Arshad Khan is a writer and director. In his directorial debut, Khan’s film, ABU, meaning “father,” chronical’s his family’s rise and fall in the wake of a country in turmoil and their eventual migration to Canada.
According to Indiewire.com, “The film mixes personal footage, interviews, and even a slew of Bollywood films to tell the story of Khan — a gay man who has long struggled to be authentic to his unaccepting family — and his father, a devout Muslim.”
We appreciate that Khan took some time out of his busy schedule to answer our questions.
Where was this film first screened in front of an audience (where you attended)?
LA Filmfest where we received a thunderous standing ovation.
What was your first experience at a “gay” movie? What did you see, where did you see it and who was with you?
In 1992, I took two buses and a subway in order to go all of the way to the other end of Toronto to rent the film, MAURICE, from a video store.

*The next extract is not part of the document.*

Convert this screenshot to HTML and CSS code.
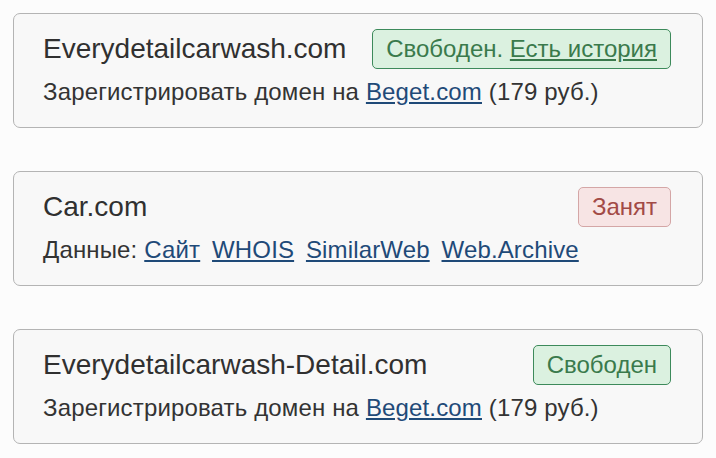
FILE: index.html
```html
<!DOCTYPE html>
<html lang="ru">
<head>
  <meta charset="UTF-8">
  <meta name="viewport" content="width=device-width, initial-scale=1.0">
  <title>Проверка доменов</title>
  <link rel="stylesheet" href="styles.css">
</head>
<body>
  <div class="list">
    <div class="card">
      <div class="card-head">
        <span class="domain">Everydetailcarwash.com</span>
        <span class="badge free">Свободен. <a href="#">Есть история</a></span>
      </div>
      <p class="info">Зарегистрировать домен на <a href="#">Beget.com</a> (179 руб.)</p>
    </div>

    <div class="card">
      <div class="card-head">
        <span class="domain">Car.com</span>
        <span class="badge busy">Занят</span>
      </div>
      <p class="info links">Данные: <a href="#">Сайт</a> <a href="#">WHOIS</a> <a href="#">SimilarWeb</a> <a href="#">Web.Archive</a></p>
    </div>

    <div class="card">
      <div class="card-head">
        <span class="domain">Everydetailcarwash-Detail.com</span>
        <span class="badge free">Свободен</span>
      </div>
      <p class="info">Зарегистрировать домен на <a href="#">Beget.com</a> (179 руб.)</p>
    </div>
  </div>
</body>
</html>
```

FILE: styles.css
```css
body { font-family: "Liberation Sans", Arial, sans-serif; background: #fcfcfc; color: #333; margin: 0; }
.list { padding: 13px 13px 0 13px; display: flex; flex-direction: column; gap: 43px; }
.card { background: #f8f8f8; border: 1px solid #b4b4b4; border-radius: 7px; padding: 15px 31px 21px 29px; }
.card-head { display: flex; justify-content: space-between; align-items: center; height: 40px; }
.domain { font-size: 28px; color: #303030; }
.badge { font-size: 24px; line-height: 38px; padding: 0 13px; border-radius: 5px; border: 1px solid; }
.badge a { color: inherit; }
.free { background: #dbf1e0; border-color: #3d8a5b; color: #3a7a4c; }
.busy { background: #f7e4e4; border-color: #d4a6a6; color: #a24a46; }
.info { font-size: 24px; line-height: 28px; margin: 9px 0 0 0; letter-spacing: 0.15px; }
.info a { color: #1f4a78; text-underline-offset: 2px; }
.links a { margin-right: 5px; }
```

I watched the movie by myself on VHS, hiding it from my family, and then went all of the way back to return it.
If you couldn’t make movies, what creative outlet would you choose?
Dance. I love dancing and expressing myself through that unholy medium.
With a shout out to James Lipton, what turns you on? Or off?
War and profit over people turns me off. BLM and activism for justice and social uplift turn me on.
How do you think your film is relevant to the Tampa Bay area?
I think Florida was responsible for George Bush Jr. And George Bush Jr is responsible for the war of terror on brown skin. That was the impetus for me to become and filmmaker. I think Florida must decide the future of the USA. And I think this is where change can come from.